Da die Ermächtigung zur Schätzung einen gerichtlich nur eingeschränkt überprüfbaren Beurteilungsspielraum impliziert (BayVGH, a.a.O., Rn. 20), bleibt es der Beklagten auch überlassen, welche Besonderheiten der jeweiligen Wohnung sie für so gewichtig hält, dass sich dadurch bei der Bestimmung der hypothetischen Nettokaltmiete auf der Grundlage von Vergleichsfällen Zu- oder Abschläge von der angenommenen Durchschnittsmiete rechtfertigen lassen.
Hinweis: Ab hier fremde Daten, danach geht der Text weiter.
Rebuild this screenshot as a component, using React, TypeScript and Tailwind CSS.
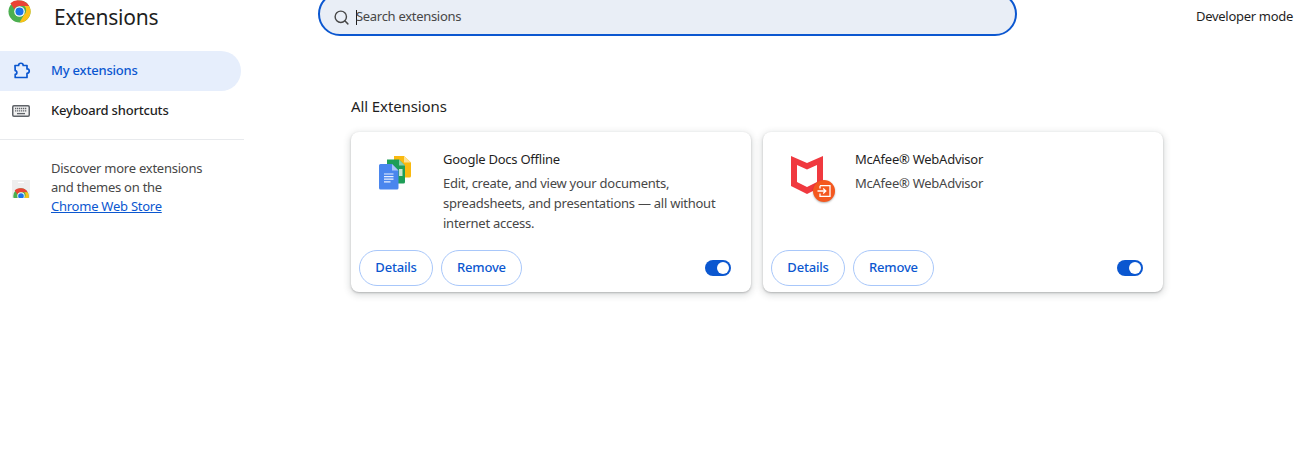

Insoweit handelt es sich stets um eine Einzelfallentscheidung, so dass in der Abgabensatzung kein festes System von Korrekturfaktoren vorgegeben werden muss.“

  1. Für die Schätzung verwertbare Erkenntnisse über das örtliche Mietniveau können sich auch aus Daten ergeben, die der zuständige Gutachterausschuss anlässlich von Grundstücksgeschäften gewonnen hat

Hierzu stellt das Gericht abschließend fest:

„Da die Zweitwohnungssteuersatzung der Beklagten über die Benennung der Bewertungskriterien, Art, Lage und Ausstattung hinaus keine weiteren Vorgaben bezüglich des Schätzungsverfahrens enthält, muss das zur Ermittlung der ortsüblichen Nettokaltmiete verwendete Datenmaterial nicht den strengen wissenschaftlichen Anforderungen an eine statistisch-mathematische Datenbasis genügen. Die Beklagte war daher nicht gehindert, bei ihrer Schätzung von den vom Gutachterausschuss des Landkreises für die Jahre 2017 bis 2019 ermittelten durchschnittlichen Mietpreisen auszugehen.

Dass die von dem Ausschuss verwendeten Einzelangaben nicht sämtliche Grundstücksgeschäfte im damaligen Zeitraum erfassten, sondern durch Fragebögen gewonnen worden waren, die an die Grundstückskäufer versandt und von diesen freiwillig (mit einer Quote von immerhin 90 %) ausgefüllt und zurückgesandt worden waren, stand ihrer Verwertbarkeit als Schätzungsgrundlage ebenso wenig entgegen wie der allgemeine Hinweis des Gutachterausschusses, dass die Auswertung kein Mietspiegel sei und nur im Sinne einer allgemeinen Marktinformation vorgestellt werde.

Die auf der Basis der Auswertung des Gutachterausschusses geschätzte mittlere Kaltmiete von 8,20 Euro für ein nach Art, Lage und Ausstattung mit dem Wohnhaus der Kläger vergleichbares Objekt war nach allen erkennbaren Umständen jedenfalls nicht zu hoch gegriffen. Dies ergibt sich insbesondere aus den von der Beklagten im Abhilfeverfahren vorgelegten zusätzlichen Erkenntnissen über das örtliche Mietniveau und dessen Entwicklung in den vergangenen Jahren, wie das Verwaltungsgericht im Einzelnen zutreffend dargelegt hat. Weshalb diese aktuellen Erkenntnisquellen, die keinen wissenschaftlichen Anspruch erheben, im Rahmen der Schätzung von vornherein unverwertbar sein sollen, haben die Kläger nicht nachvollziehbar dargelegt.“

Entnommen aus der Gemeindekasse Bayern Heft 21/2023, Rn.197.